Making war? Asian sources differed over the significance of North Korea's ongoing "war mobilization" status. Hong Kong's South China Morning Post reported that the communist government had declared martial law and could be experiencing a power struggle, with North Korean soldiers occupying government buildings and reports of shootings between police and soldiers. South Korean government officials, however, called that report "false," and said that the troop movements were related to announced military exercises in the north which began Mar. 12.

Disunited Methodists

When a United Methodist minister failed to get the boot for "unifying" a lesbian couple, the reaction could be seen by watching members' feet. Cameras rolled and bulbs flashed on March 15, as the Rev. Jimmy Creech returned to his pulpit after a four-month suspension; 600 parishioners rose to their feet in a standing ovation. But a week later, amidst much less fanfare, another 300 members didn't just stand; they walked. The breakaway members, disgusted by the ruling of the ministerial jury, met in a nearby high school Sunday morning for what they described as a "laity rally." After the service, many signed petitions asking Nebraska's bishop, Joel Martinez, to discontinue Mr. Creech's ministerial appointment.

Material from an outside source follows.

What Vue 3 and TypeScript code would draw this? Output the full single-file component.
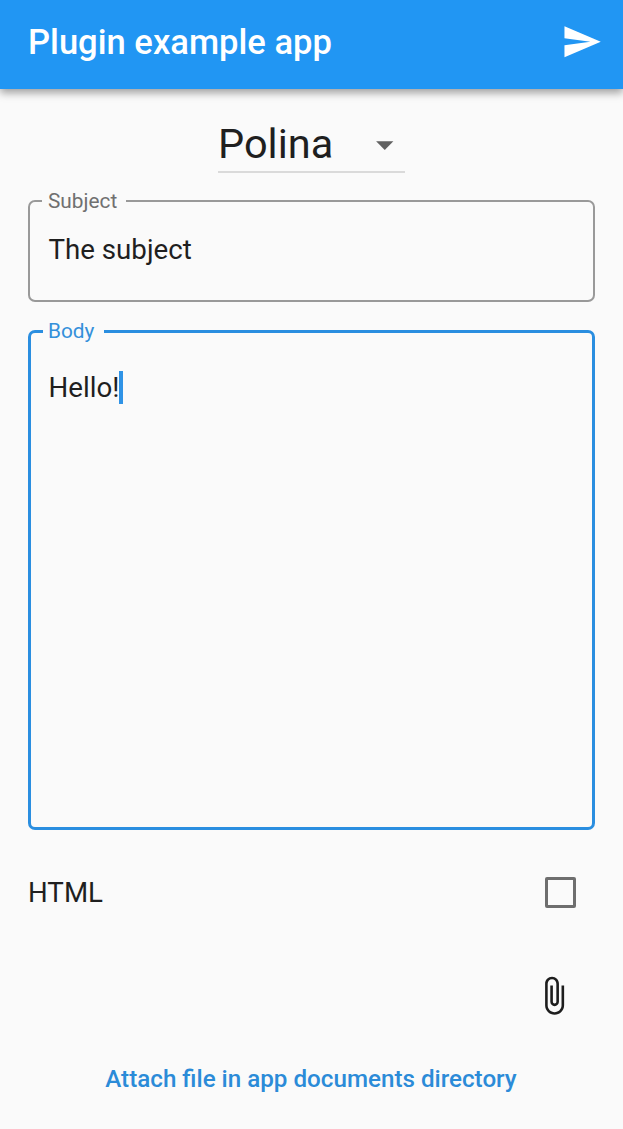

Trashing the investigation

George Washington: "I cannot tell a lie." Bill Clinton: "I cannot tell a thing." From the start of the Lewinsky affair, silence has been the president's best defense. Bolstered by high approval ratings, Mr. Clinton has felt little pressure to come forward with any facts. Kenneth Starr tried to exert some pressure of his own recently by asking top Clinton aides about their conversations with the president. Last week, Mr. Clinton attempted to protect those conversations by invoking executive privilege for the first time since the closing days of the embattled Nixon administration. The concept of executive privilege dates back to George Washington. But traditionally, only conversations dealing with foreign affairs or policy formulation have been viewed as "privileged." President Clinton, however, is trying to extend the privilege doctrine into new territory-"presidential dating habits," in the words of former federal prosecutor Barbara Olson of the Independent Women's Forum. But Mr. Clinton isn't the only one who doesn't want to tell a thing. White House lawyers are also claiming executive privilege for conversations between the first lady and two top aides. That tactic has drawn the ire of legal experts, editorial page writers, even the ACLU. "The first lady is not the czarina," noted constitutional scholar Jonathan Turley. "It is difficult to see how the first lady can assert executive privilege when she is not an executive of this government." Few observers expect the president's invocation of executive privilege to be successful. But since neither Congress nor the Supreme Court has ever defined the parameters of privilege, the matter is sure to slow the already glacial pace of the investigation. That, in itself, would be a win for the administration, allowing Mr. Clinton to serve out his term while his lawyers quibble in court over the status of every document and conversation.

Tricks of the trade

When it comes to scandalous allegations, President Clinton just can't rest-and the memory of Ron Brown, his deceased Commerce Secretary, can't rest in peace. Last week, Mr. Brown's former business partner, Nolanda Hill, testified that she had seen documents indicating seats on Commerce-sponsored foreign trade missions were sold for $50,000 each, with the money going to the Clinton/Gore reelection effort. She also charged that the administration conspired to withhold evidence of the scam until after the 1996 election, despite a judge's order to release all relevant documents. Ms. Hill offered her testimony in January to Judicial Watch, a conservative public-interest organization that is pursuing alleged Clinton cover-ups. Judicial Watch introduced her affidavit under seal because Ms. Hill said she feared retribution by the Justice Department. On March 13, just a week before her scheduled court appearance, the department won an indictment against Ms. Hill on charges that she embezzled $200,000 from companies she controlled. Larry Klayman, chairman of Judicial Watch, thinks the indictment is no coincidence. Following her court appearance, he said, "The Reno Justice Department obviously did not succeed with its attempt to obstruct her testimony."

Inside outing

Ken Starr's subpoena last month of White House aide Sidney Blumenthal was widely regarded as a public-relations fiasco when the press accused the independent counsel of attempting to stifle both free speech and the free press. Now the reasons for Mr. Starr's subpoena are becoming clearer. The Nation reported in its latest issue that Mr. Blumenthal was spreading rumors among the media that at least one member of Mr. Starr's staff-and several reporters covering the Lewinsky scandal-are homosexuals. Presumably such rumors would be designed to discourage investigators and reporters from pursuing the scandal too enthusiastically for fear of being "outed." Though Mr. Blumenthal has denied any part in the whispering campaign, the allegation threatens to alienate a key Clinton constituency-homosexual voters. The Washington Blade, a gay weekly, put the controversy on its front page. Though Mr. Starr was portrayed as "generally hostile to gay people," any effort by the administration to blackmail political opponents based on their sexual preference would likely anger homosexuals in the same way that Kathleen Willey's allegations angered some feminists.